** start Given information **

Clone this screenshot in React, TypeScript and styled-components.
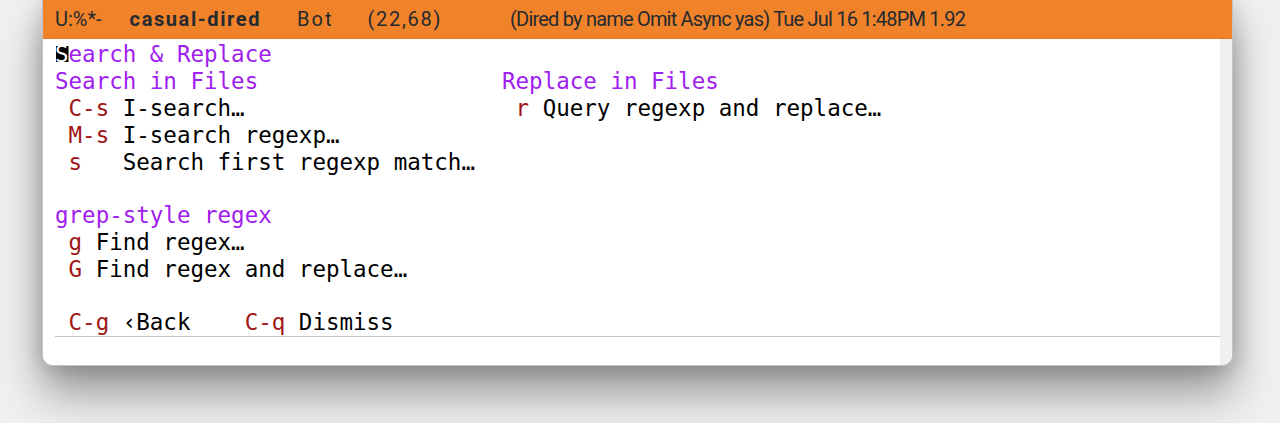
import React from "react";
import styled, { createGlobalStyle } from "styled-components";

const GlobalStyle = createGlobalStyle`
  html, body { margin: 0; padding: 0; }
  body {
    background: #efefef;
    width: 1280px;
    height: 423px;
    overflow: hidden;
  }
`;

const Desk = styled.div`
  width: 1280px;
  height: 423px;
  padding-left: 42px;
  box-sizing: border-box;
  background: #f0f0f0;
`;

const Window = styled.div`
  width: 1191px;
  height: 366px;
  display: flex;
  flex-direction: column;
  background: #ffffff;
  border: 1px solid #c4c4c4;
  border-top: none;
  box-sizing: border-box;
  border-radius: 0 0 11px 11px;
  overflow: hidden;
  box-shadow: 0 28px 44px rgba(0, 0, 0, 0.36), 0 2px 22px rgba(0, 0, 0, 0.2);
`;

const ModeLine = styled.div`
  height: 39px;
  flex: none;
  display: flex;
  align-items: center;
  padding-left: 12px;
  background: #f0822a;
  border-bottom: 1px solid #e4782a;
  box-sizing: border-box;
  font-family: Roboto, "Noto Sans", sans-serif;
  font-size: 20px;
  color: #252a2f;
  white-space: pre;
`;

const ModeItem = styled.span<{ $left: number; $bold?: boolean; $track?: number }>`
  margin-left: ${(p) => p.$left}px;
  font-weight: ${(p) => (p.$bold ? 700 : 400)};
  letter-spacing: ${(p) => p.$track ?? 0}px;
`;

const Main = styled.div`
  flex: 1;
  display: flex;
  min-height: 0;
`;

const Text = styled.div`
  flex: 1;
  display: flex;
  flex-direction: column;
  padding: 2px 0 0 12px;
  font-family: "DejaVu Sans Mono", "Liberation Mono", monospace;
  font-size: 22.5px;
  line-height: 27px;
  color: #000;
`;

const Fringe = styled.div`
  width: 12px;
  flex: none;
  background: #f0f0f0;
`;

const Line = styled.div`
  height: 27px;
  white-space: pre;
`;

const Heading = styled.span`
  color: #a020f0;
`;

const Key = styled.span`
  color: #a01616;
`;

const Cursor = styled.span`
  color: #fff;
  background: linear-gradient(#000, #000) no-repeat;
  background-size: 12.5px 16px;
  background-position: 0.5px 5px;
`;

const Columns = styled.div`
  display: grid;
  grid-template-columns: 33ch 1fr;
`;

const Column = styled.div`
  display: flex;
  flex-direction: column;
`;

const Divider = styled.div`
  height: 1px;
  background: #c6c6c6;
  flex: none;
  margin-left: 12px;
`;

const EchoArea = styled.div`
  height: 28px;
  flex: none;
  background: #fff;
`;

const BodyArea = styled.div`
  flex: 1;
  display: flex;
  flex-direction: column;
  min-width: 0;
`;

type Cmd = { k: string; pad?: string; label: string };

const CmdLine: React.FC<Cmd> = ({ k, pad = " ", label }) => (
  <Line>
    {" "}
    <Key>{k}</Key>
    {pad}
    {label}
  </Line>
);

export default function App() {
  return (
    <>
      <GlobalStyle />
      <Desk>
        <Window>
          <ModeLine>
            <ModeItem $left={0}>U:%*-</ModeItem>
            <ModeItem $left={28} $bold $track={1.6}>casual-dired</ModeItem>
            <ModeItem $left={36} $track={2}>Bot</ModeItem>
            <ModeItem $left={34} $track={1.7}>(22,68)</ModeItem>
            <ModeItem $left={68} $track={-0.8}>
              (Dired by name Omit Async yas) Tue Jul 16 1:48PM 1.92
            </ModeItem>
          </ModeLine>
          <Main>
            <BodyArea>
              <Main>
                <Text>
                  <Line>
                    <Heading>
                      <Cursor>S</Cursor>earch &amp; Replace
                    </Heading>
                  </Line>
                  <Columns>
                    <Column>
                      <Line>
                        <Heading>Search in Files</Heading>
                      </Line>
                      <CmdLine k="C-s" label="I-search…" />
                      <CmdLine k="M-s" label="I-search regexp…" />
                      <CmdLine k="s" pad="   " label="Search first regexp match…" />
                    </Column>
                    <Column>
                      <Line>
                        <Heading>Replace in Files</Heading>
                      </Line>
                      <CmdLine k="r" label="Query regexp and replace…" />
                    </Column>
                  </Columns>
                  <Line />
                  <Line>
                    <Heading>grep-style regex</Heading>
                  </Line>
                  <CmdLine k="g" label="Find regex…" />
                  <CmdLine k="G" label="Find regex and replace…" />
                  <Line />
                  <Line>
                    {" "}
                    <Key>C-g</Key> ‹Back    <Key>C-q</Key> Dismiss
                  </Line>
                </Text>
              </Main>
              <Divider />
              <EchoArea />
            </BodyArea>
            <Fringe />
          </Main>
        </Window>
      </Desk>
    </>
  );
}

** end Given information **

Directive
Tell how many lines in the material contain the word "components". Only the number is wanted.

Result
2